MichelDiz commented :

ah, just saw your update in the first comment

curl -X POST -H 'Content-Encoding: gzip' -H "Content-Type: application/rdf" localhost:8080/mutate\?commitNow=true --data-binary @graph.gz

jm4games commented :

fyi, server is sitting at 8.8 GB of ram use after job completion. That seems really high… given how small the data set was.

MichelDiz commented :

Well, I’m running your dataset for the last 26 minutes. Only the transaction to be aborted in the logs (Maybe some typo in the dataset). There’s no issue as I could tell.

(I’m not using Docker. Just a local instances of Dgraph in Darwin)

It uses 10.13GB of RAM. Which is normal. And have some spikes in CPU. Which is also normal due to the background activities.

Use Upsert Block with 185MB of data (decompressed) was never tested or the intention to do in that kind of query. Upsert is very powerful, and its use must be done with care.

I believe these issues below cover what you need:

https://github.com/dgraph-io/dgraph/issues/4048

jm4games commented :

I would be surprised if there was a typo in data set, since it programattically generated and it works on smaller data sets (but i guess there is always the chance). Are you saying I should use the mutate endpoint instead and should expect better perf? I really just use upsert so that i can get the trait node ids and insert new data with them in one call.

MichelDiz commented :

I would personally recommend that you do this in small chunks with longer intervals. And add a load balancing logic to the logic of your code.

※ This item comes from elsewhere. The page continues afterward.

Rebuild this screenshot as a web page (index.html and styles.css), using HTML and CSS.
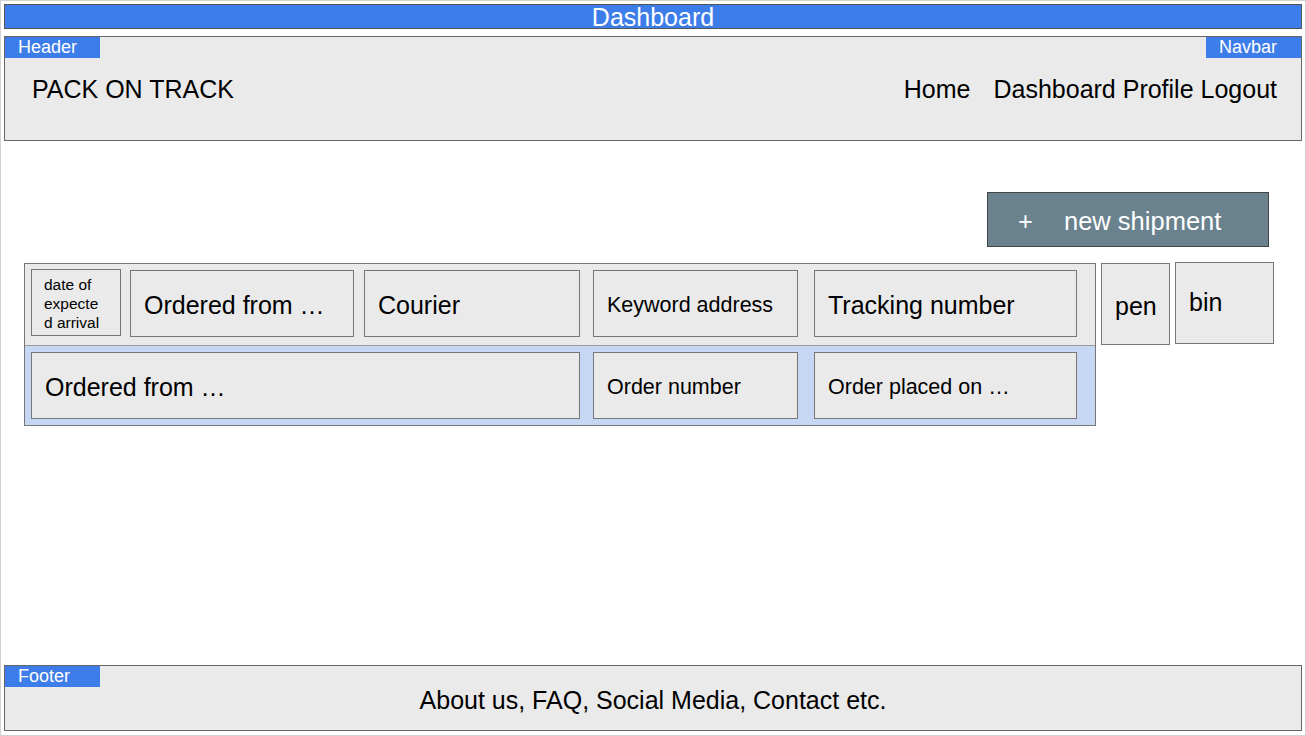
FILE: index.html
```html
<!DOCTYPE html>
<html lang="en">
<head>
<meta charset="utf-8">
<title>Dashboard</title>
<link rel="stylesheet" href="styles.css">
</head>
<body>
<div class="page">
  <div class="titlebar">Dashboard</div>

  <header class="header">
    <span class="tag tag-left">Header</span>
    <span class="tag tag-right">Navbar</span>
    <div class="logo">PACK ON TRACK</div>
    <nav class="nav">
      <span class="nav-home">Home</span>
      <span>Dashboard Profile Logout</span>
    </nav>
  </header>

  <main class="main">
    <div class="actions">
      <button class="new-btn"><span class="plus">+</span><span>new shipment</span></button>
    </div>

    <div class="shipment">
      <div class="table">
        <div class="row row-top">
          <div class="cell c-date"><span class="date-text">date of expected arrival</span></div>
          <div class="cell c-from">Ordered from …</div>
          <div class="cell c-courier">Courier</div>
          <div class="cell c-key small">Keyword address</div>
          <div class="cell c-track">Tracking number</div>
        </div>
        <div class="row row-bottom">
          <div class="cell c-from-wide">Ordered from …</div>
          <div class="cell c-key small">Order number</div>
          <div class="cell c-track small">Order placed on …</div>
        </div>
      </div>
      <div class="side pen">pen</div>
      <div class="side bin">bin</div>
    </div>
  </main>

  <footer class="footer">
    <span class="tag tag-left">Footer</span>
    <div class="footer-text">About us, FAQ, Social Media, Contact etc.</div>
  </footer>
</div>
</body>
</html>
```

FILE: styles.css
```css
* { box-sizing: border-box; }

html, body {
  margin: 0;
  padding: 0;
  background: #ffffff;
}

body {
  font-family: "Liberation Sans", Arial, sans-serif;
  color: #000;
}

.page {
  width: 1306px;
  height: 736px;
  border: 1px solid #d2d2d2;
  padding: 3px 3px 4px 3px;
  display: flex;
  flex-direction: column;
}

.titlebar {
  height: 25px;
  background: #3d7de9;
  border: 1px solid #555;
  color: #fff;
  font-size: 25px;
  line-height: 24px;
  text-align: center;
}

.header {
  position: relative;
  margin-top: 7px;
  height: 105px;
  background: #eaeaea;
  border: 1px solid #666;
  display: flex;
  align-items: center;
  justify-content: space-between;
  padding: 1px 24px 0 27px;
  font-size: 25px;
}

.tag {
  position: absolute;
  top: 0;
  width: 95px;
  height: 21px;
  background: #3d7de9;
  color: #fff;
  font-size: 18px;
  line-height: 21px;
  padding-left: 13px;
}
.tag-left { left: 0; }
.tag-right { right: 0; padding-left: 13px; }

.nav { display: flex; gap: 23px; }

.main {
  flex: 1;
  display: flex;
  flex-direction: column;
}

.actions {
  display: flex;
  justify-content: flex-end;
  padding: 51px 33px 0 0;
}

.new-btn {
  width: 282px;
  height: 55px;
  background: #6a828e;
  border: 1px solid #444;
  color: #fff;
  font-family: "Liberation Sans", Arial, sans-serif;
  font-size: 25.5px;
  display: flex;
  align-items: center;
  padding: 3px 0 0 30px;
}
.plus { width: 14px; margin-right: 32px; }

.shipment {
  display: flex;
  align-items: flex-start;
  margin: 16px 0 0 20px;
}

.table {
  width: 1072px;
  border: 1px solid #777;
}

.row {
  display: flex;
  padding-left: 6px;
}
.row-top {
  height: 81px;
  background: #eaeaea;
  padding-top: 5px;
}
.row-bottom {
  height: 80px;
  background: #c5d7f3;
  border-top: 1px solid #9a9a9a;
  padding-top: 6px;
}

.cell {
  height: 67px;
  background: #eaeaea;
  border: 1px solid #777;
  display: flex;
  align-items: center;
  padding: 3px 0 0 13px;
  font-size: 25px;
  white-space: nowrap;
}
.cell.small { font-size: 21.5px; }

.c-date { width: 90px; height: 67px; padding: 0 0 0 12px; }
.date-text {
  width: 58px;
  font-size: 15.5px;
  line-height: 19px;
  white-space: normal;
  word-break: break-all;
  margin-top: 1px;
}
.c-from { width: 224px; margin-left: 9px; margin-top: 1px; }
.c-courier { width: 216px; margin-left: 10px; margin-top: 1px; }
.c-key { width: 205px; margin-left: 13px; margin-top: 1px; }
.c-track { width: 263px; margin-left: 16px; margin-top: 1px; }
.row-bottom .c-key, .row-bottom .c-track { margin-top: 0; }
.c-from-wide { width: 549px; }

.side {
  background: #eaeaea;
  border: 1px solid #777;
  font-size: 25px;
  padding-left: 13px;
  display: flex;
  align-items: center;
}
.pen { width: 69px; height: 82px; margin-left: 5px; padding-top: 4px; }
.bin { width: 99px; height: 82px; margin-left: 5px; margin-top: -1px; padding-bottom: 2px; }

.footer {
  position: relative;
  height: 66px;
  background: #eaeaea;
  border: 1px solid #666;
  display: flex;
  align-items: center;
  justify-content: center;
  padding-top: 5px;
  font-size: 25px;
}
```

For example, instead of firing all chunks for just one instance, you can fire like this:

localhost:8080/mutate\?commitNow=true --data-binary @graphchunk1.gz
localhost:8081/mutate\?commitNow=true --data-binary @graphchunk2.gz
localhost:8082/mutate\?commitNow=true --data-binary @graphchunk3.gz
localhost:8083/mutate\?commitNow=true --data-binary @graphchunk4.gz

Sending chunks for each available instance. That way you split the load well in your cluster.